From this follows the book's first statement of wúwéi — usually translated "non-action," but better understood as action without forcing, without the ego's insistence. The sage "teaches without speaking," lets things arise without grasping them, and finishes the work without lingering in the credit. The closing paradox is the heart of it: because he does not claim the achievement, it never deserts him. Goddard's reading of the opening lines is freer and more moralized than the Chinese strictly supports; Legge stays closer to the mutual-arising structure, which we have followed.

Cross-Tradition Connections

The teaching that opposites co-arise resonates strongly with the Buddhist principle of pratītyasamutpāda, dependent origination — nothing exists on its own; everything is what it is by relation to what it is not. The non-grasping sage who "accomplishes and does not dwell" parallels the Bhagavad Gita's nishkama karma: "You have a right to action alone, never to its fruits."

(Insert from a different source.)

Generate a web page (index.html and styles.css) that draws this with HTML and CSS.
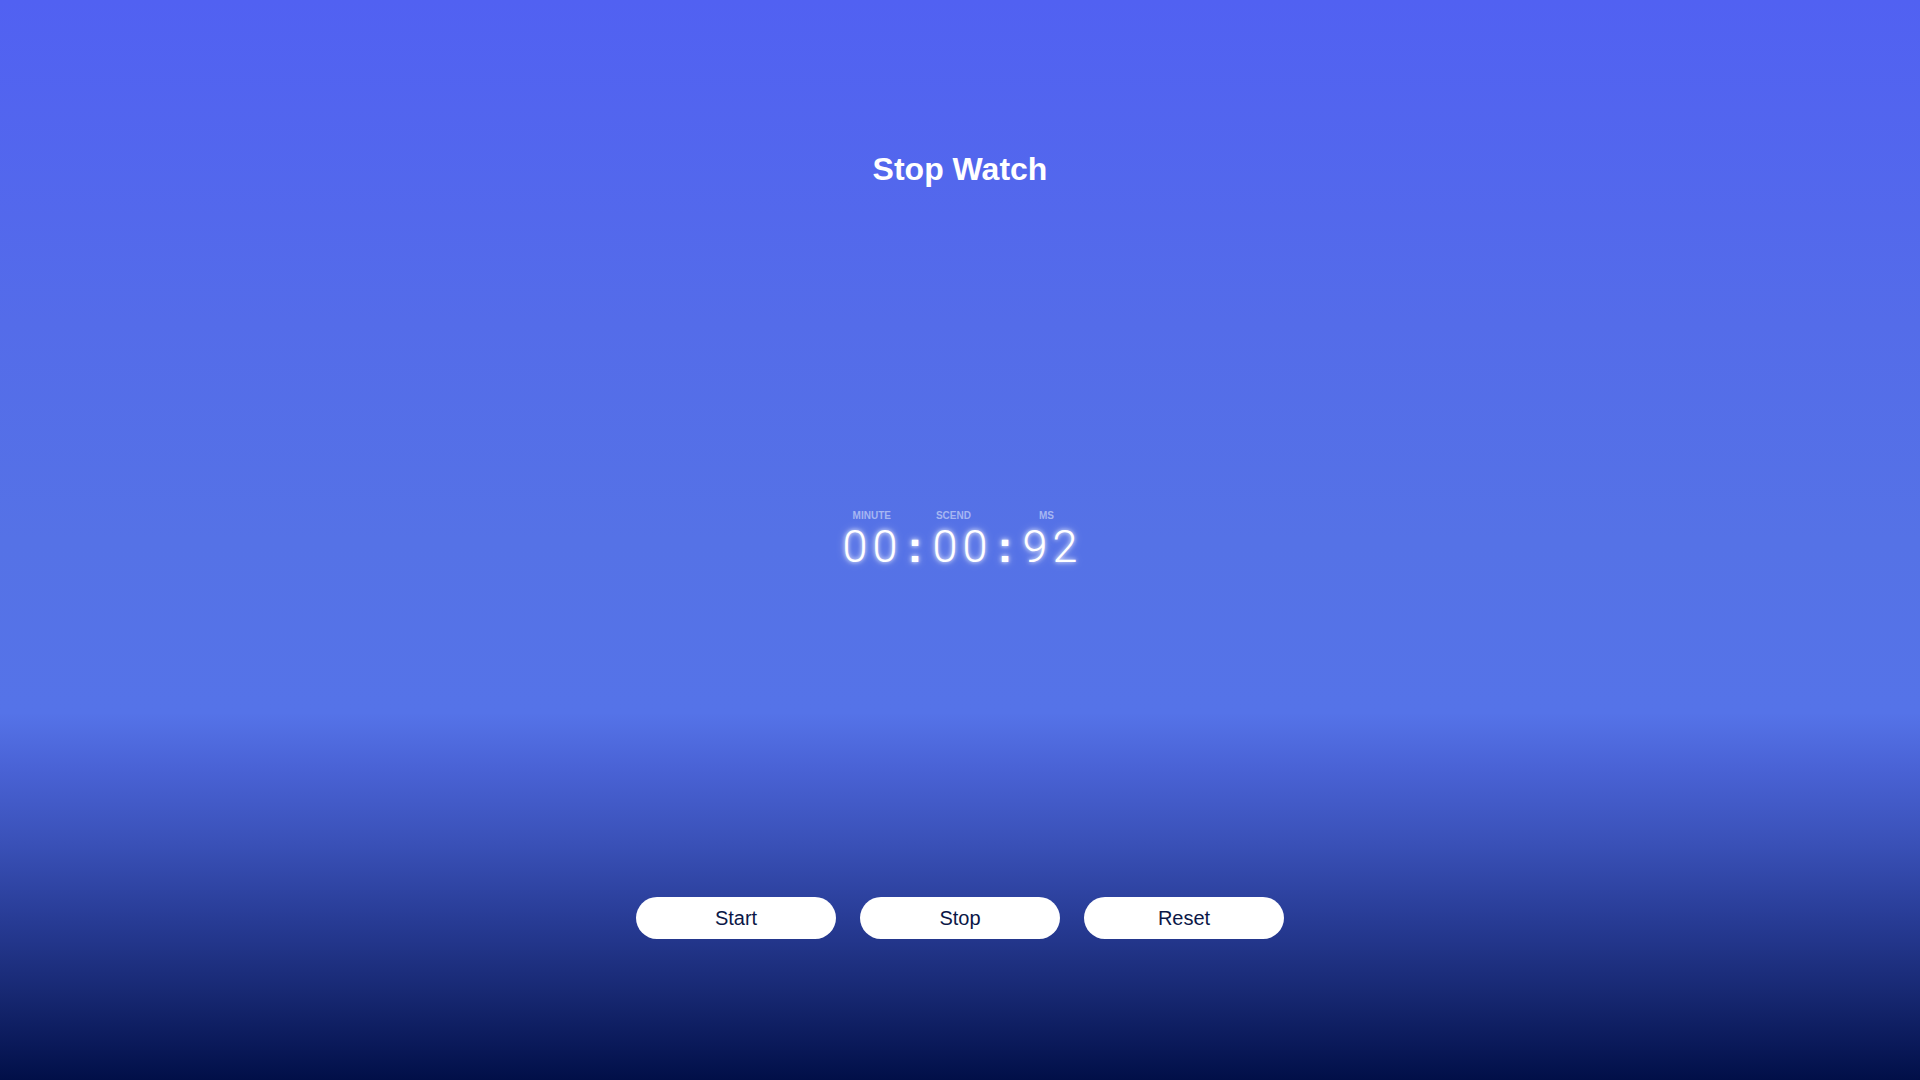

The Stoics arrive at a near cousin from another direction: act fully, then release the outcome to fate, since the doing is yours but the result is not. Across these traditions the shared insight is that clinging to the fruit of an act poisons the act — and that letting go is what makes the good in it endure.

Universal Application

Every standard you set up generates its own shadow. Praise a quality loudly enough and you create a category of failure for everyone who lacks it. The practical wisdom here is to do good work without converting it into a possession or a verdict — to act, complete, and move on, rather than camping in the achievement and turning it into something to defend.

Modern Application

Anyone who has chased recognition knows the trap this chapter names: the harder you grip an accomplishment as proof of your worth, the more fragile it becomes. Doing the work well and then genuinely letting it go — not performing the letting-go, but actually releasing it — tends to be what lets the value of the work stay with you. It is also a quiet antidote to the comparison machinery of modern life, where every "best" instantly produces a crowd of "not enough."